Sticky Chewy Pecan Buns

1/4 cup packed brown sugar
1 tsp ground cinnamon
1/4 cup butter, softened
1/2 cup pecans, chopped
2 tbsp sugar
1 can (8 oz.) Pillsbury refrigerated crescent dinner rolls
1 tbsp butter


1. Heat oven to 375°F. In small bowl, mix brown sugar, 1/2 teaspoon of the cinnamon and 1/4 cup butter. Spread mixture in bottom and up sides of 8" square pan. Sprinkle pecan over butter mixture.
2. In another small bowl, mix sugar and remaining 1/2 teaspoon cinnamon; set aside. Unroll dough and press perforations to seal. Press to form 12x8-inch rectangle. Brush dough with 1 tablespoon melted butter. Sprinkle with sugar mixture.
3. Working width-wise, cut dough into 12 strips.

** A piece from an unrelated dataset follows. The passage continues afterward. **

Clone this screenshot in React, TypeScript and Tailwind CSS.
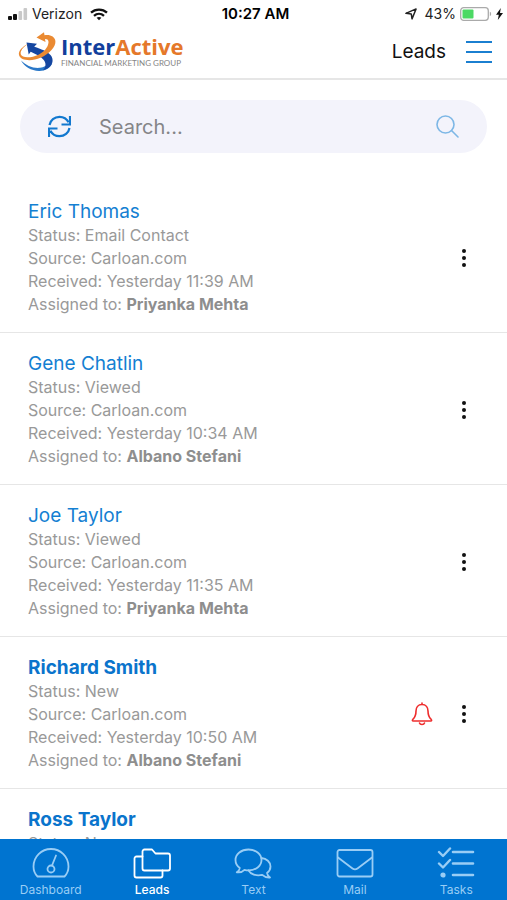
import { useState } from "react";

interface Lead {
  name: string;
  status: string;
  source: string;
  received: string;
  assignedTo: string;
  unread?: boolean;
  alert?: boolean;
}

const leads: Lead[] = [
  { name: "Eric Thomas", status: "Email Contact", source: "Carloan.com", received: "Yesterday 11:39 AM", assignedTo: "Priyanka Mehta" },
  { name: "Gene Chatlin", status: "Viewed", source: "Carloan.com", received: "Yesterday 10:34 AM", assignedTo: "Albano Stefani" },
  { name: "Joe Taylor", status: "Viewed", source: "Carloan.com", received: "Yesterday 11:35 AM", assignedTo: "Priyanka Mehta" },
  { name: "Richard Smith", status: "New", source: "Carloan.com", received: "Yesterday 10:50 AM", assignedTo: "Albano Stefani", unread: true, alert: true },
  { name: "Ross Taylor", status: "New", source: "Carloan.com", received: "Yesterday 10:42 AM", assignedTo: "Priyanka Mehta", unread: true },
];

function StatusBar() {
  return (
    <div className="grid grid-cols-3 items-center h-7 pl-2 pr-1 text-sm text-[#222]">
      <div className="flex items-center gap-1">
        <svg width="20" height="12" viewBox="0 0 20 12">
          <rect x="0" y="8" width="4" height="4" rx="1" fill="#111" />
          <rect x="5" y="6" width="4" height="6" rx="1" fill="#111" />
          <rect x="10.5" y="3" width="3.6" height="9" rx="1" fill="#c9c9c9" />
          <rect x="15.5" y="0" width="3.6" height="12" rx="1" fill="#c9c9c9" />
        </svg>
        <span>Verizon</span>
        <svg className="ml-1" width="18" height="13" viewBox="0 0 18 13" fill="none" stroke="#111" strokeWidth="2.3">
          <path d="M1 4.6C5.4.5 12.6.5 17 4.6" />
          <path d="M4 7.9c2.9-2.6 7.1-2.6 10 0" />
          <path d="M6.6 9.8c1.4-1.2 3.4-1.2 4.8 0L9 12.3z" fill="#111" stroke="none" />
        </svg>
      </div>
      <div className="text-center text-[15px] font-semibold text-black">10:27 AM</div>
      <div className="flex items-center justify-end gap-1">
        <svg className="mr-1" width="12" height="12" viewBox="0 0 13 13" fill="none" stroke="#222" strokeWidth="1.6" strokeLinejoin="round">
          <path d="M12 1 7.6 11.8 6.8 6.4 1 5.8z" />
        </svg>
        <span>43%</span>
        <svg width="32" height="14" viewBox="0 0 32 14">
          <rect x=".7" y=".7" width="27.6" height="12.6" rx="3" fill="none" stroke="#aaa" strokeWidth="1.3" />
          <rect x="2.5" y="2.5" width="11" height="9" rx="1" fill="#4cd964" />
          <path d="M29.8 4.8c1.8.6 1.8 3.8 0 4.4z" fill="#aaa" />
        </svg>
        <svg width="7" height="12" viewBox="0 0 7 12">
          <path d="M4.8 0 0 6.8h2.8L1.8 12 7 4.9H4z" fill="#111" />
        </svg>
      </div>
    </div>
  );
}

function Logo() {
  return (
    <div className="flex items-center gap-1">
      <svg width="39" height="40" viewBox="0 0 39 40">
        {/* blue swoosh, lighter toward the tail */}
        <path d="M3 28.5C8 33.5 15 36.500 22 35.800c4-.4 6.500-2 8-4.500l4 .5c-2 4.500-7 7.400-13 7.200C13 38.700 6.500 34.500 3 28.500z" fill="#2a78c8" />
        <path d="M8.5 10.500 19 11.800l-2.800 3C23 17 29.500 19.500 32.500 23c3.500 4.200 2.500 9.500-2 12.800-1.600 1.200-3.500 2-5.500 2.500 3-3 3.500-7 .5-10.500-2.500-3-7-5.500-12.800-8l-2 2.700z" fill="#1546a0" />
        {/* thin orange ring that swells into the top arrow */}
        <path
          d="M10 12C4 14.800.200 19 1 23c1.500 6 13 6.500 21.500 2.800C31.500 22 38 14.500 37.400 9 36.800 4.500 32 2.300 26.500 3.300L26 .200 18.500 5.500 27.500 10l-.5-3c2.500 0 3.700 1 3.500 3.500-.5 5-4.500 9.500-10 12.200C13.500 26 4 26.500 2.800 22.300 2 19 5 15 10 12z"
          fill="#ea8a32"
        />
      </svg>
      <div className="flex flex-col">
        <span className="font-['Open_Sans'] text-[22px] leading-[22px] font-bold text-[#123f9c]">
          Inter<span className="text-[#e5782a]">Active</span>
        </span>
        <span className="font-['Lato'] text-[8px] leading-3 text-[#858585] whitespace-nowrap">FINANCIAL MARKETING GROUP</span>
      </div>
    </div>
  );
}

function LeadRow({ lead }: { lead: Lead }) {
  return (
    <li className="flex items-center justify-between pl-7 pr-9 pt-[19px] pb-4 border-b border-[#e6e6e6]">
      <div className="text-base leading-[23px] text-[#999]">
        <h2 className={lead.unread ? "text-[19px] leading-6 font-bold text-[#0a74cc]" : "text-[19px] leading-6 text-[#1480d2]"}>
          {lead.name}
        </h2>
        <p>Status: {lead.status}</p>
        <p>Source: {lead.source}</p>
        <p>Received: {lead.received}</p>
        <p>
          Assigned to: <b className="font-bold text-[#8e8e8e]">{lead.assignedTo}</b>
        </p>
      </div>
      <div className="flex items-center gap-6">
        {lead.alert && (
          <button type="button" aria-label="Alert">
            <svg width="22" height="24" viewBox="0 0 22 24" fill="none" stroke="#ee2d2d" strokeWidth="1.6" strokeLinecap="round" strokeLinejoin="round">
              <path d="M11 1v1.5M11 2.5c-4 0-6 3-6 6.5 0 5-1.2 6.500-3 8.200-1 1-.7 1.800.3 1.800h17.400c1 0 1.300-.8.3-1.800-1.800-1.700-3-3.200-3-8.200 0-3.500-2-6.500-6-6.500z" />
              <path d="M8.5 21c.7 2 4.3 2 5 0" />
            </svg>
          </button>
        )}
        <button type="button" aria-label="More options" className="px-1">
          <svg width="6" height="20" viewBox="0 0 6 20" fill="#111">
            <circle cx="3" cy="3" r="2" />
            <circle cx="3" cy="10" r="2" />
            <circle cx="3" cy="17" r="2" />
          </svg>
        </button>
      </div>
    </li>
  );
}

const tabs = [
  {
    label: "Dashboard",
    icon: (
      <>
        <path d="M5.5 29.500C3 27 1.500 23.500 1.500 19.500a17.500 17.500 0 0 1 35 0c0 4-1.500 7.500-4 10z" />
        <circle cx="19" cy="22" r="3.5" />
        <path d="M20 18.500 24 8.500" />
      </>
    ),
  },
  {
    label: "Leads",
    icon: (
      <>
        <path d="M9.5 9.500H3.500a2 2 0 0 0-2 2v17a2 2 0 0 0 2 2h24a2 2 0 0 0 2-2v-5" />
        <path d="M9.5 4.500a2 2 0 0 1 2-2h7.500l3.500 4h12.500a2 2 0 0 1 2 2v13a2 2 0 0 1-2 2h-23.500a2 2 0 0 1-2-2z" />
      </>
    ),
  },
  {
    label: "Text",
    icon: (
      <>
        <path d="M14.5 2.500C7.300 2.500 1.500 7 1.500 13c0 3.200 1.500 6 4.300 8-.2 1.800-1.300 3.300-3 4.300 3 .4 5.800-.5 7.700-2.500 1.300.4 2.600.6 4 .6 7.200 0 13-4.400 13-10.400S21.700 2.500 14.500 2.500z" />
        <path d="M27.3 11c5.300.6 9.200 4 9.200 8.500 0 2.700-1.300 4.800-3.500 6.400.2 1.800 1.300 3.300 3 4.600-3.200.2-5.900-.8-7.800-2.600-6 1.400-11.700-.700-13.700-4.600" />
      </>
    ),
  },
  {
    label: "Mail",
    icon: (
      <>
        <rect x="1.5" y="3" width="35" height="26.5" rx="2" />
        <path d="m2 10.500 14.500 11c1.600 1.200 3.400 1.200 5 0L36 10.500" />
      </>
    ),
  },
  {
    label: "Tasks",
    icon: (
      <>
        <path d="m2 5 4 4 7-7.500M2 16.500l4 4L13 13" strokeWidth="2.4" />
        <path d="M16 5H36M16 16.500H36M16 28H36" strokeWidth="2.6" />
        <circle cx="6" cy="28" r="1.7" fill="currentColor" />
      </>
    ),
  },
];

export default function App() {
  const [query, setQuery] = useState("");
  const [activeTab, setActiveTab] = useState("Leads");

  const visible = leads.filter((l) => l.name.toLowerCase().includes(query.toLowerCase()));

  return (
    <div className="flex flex-col h-screen overflow-hidden bg-white font-['Inter',sans-serif]">
      <StatusBar />

      <header className="flex items-center justify-between h-[52px] shrink-0 pl-[18px] pr-[15px] pb-0.5 border-b-2 border-[#e6e6e6]">
        <Logo />
        <div className="flex items-center gap-5">
          <h1 className="text-[19px] text-[#111]">Leads</h1>
          <button type="button" aria-label="Menu" className="flex flex-col gap-2">
            <span className="block w-[26px] h-0.5 bg-[#1b7fd0]" />
            <span className="block w-[26px] h-0.5 bg-[#1b7fd0]" />
            <span className="block w-[26px] h-0.5 bg-[#1b7fd0]" />
          </button>
        </div>
      </header>

      <div className="px-5 pt-5 pb-7">
        <div className="flex items-center h-[53px] px-7 rounded-full bg-[#f3f3fb]">
          <button type="button" aria-label="Refresh" className="shrink-0">
            <svg width="23" height="23" viewBox="0 0 23 23" fill="none" stroke="#1278cf" strokeWidth="2.2">
              <path d="M1.5 10C2.300 5.200 6.500 1.800 11.500 1.800c4 0 7.300 2 9 5.500M22 1v8.500h-8.500" />
              <path d="M21.5 13c-.8 4.800-5 8.200-10 8.200-4 0-7.300-2-9-5.500M1 22v-8.500h8.500" />
            </svg>
          </button>
          <input
            type="text"
            aria-label="Search leads"
            placeholder="Search..."
            value={query}
            onChange={(e) => setQuery(e.target.value)}
            className="flex-1 min-w-0 ml-7 bg-transparent text-xl text-[#444] placeholder:text-[#858588] focus:outline-none"
          />
          <button type="button" aria-label="Search" className="shrink-0">
            <svg width="23" height="23" viewBox="0 0 23 23" fill="none" stroke="#7db7e6" strokeWidth="1.6" strokeLinecap="round">
              <circle cx="9.5" cy="9.5" r="8.5" />
              <path d="m15.500 15.500 6.500 6.500" />
            </svg>
          </button>
        </div>
      </div>

      <ul className="flex-1 min-h-0 overflow-hidden">
        {visible.map((lead) => (
          <LeadRow key={lead.name} lead={lead} />
        ))}
      </ul>

      <nav className="grid grid-cols-5 shrink-0 h-[61px] bg-[#0074d0]">
        {tabs.map((tab) => (
          <button
            key={tab.label}
            type="button"
            onClick={() => setActiveTab(tab.label)}
            className={
              tab.label === activeTab
                ? "flex flex-col items-center pt-2 text-white font-medium"
                : "flex flex-col items-center pt-2 text-[#99cdf5]"
            }
          >
            <svg width="38" height="33" viewBox="0 0 38 33" fill="none" stroke="currentColor" strokeWidth="1.8" strokeLinecap="round" strokeLinejoin="round">
              {tab.icon}
            </svg>
            <span className="text-xs leading-5">{tab.label}</span>
          </button>
        ))}
      </nav>
    </div>
  );
}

Make 4 braids - 3 strips per braid and place side by side in prepared pan. (For bun-shapes: Starting with one short side, roll up tightly; pinch edge to seal. With serrated knife, cut into eight 1"-slices. Place each slice, over pecans in muffin cup.)
4. Bake 20-25 minutes or until deep golden brown. Immediately invert onto serving platter.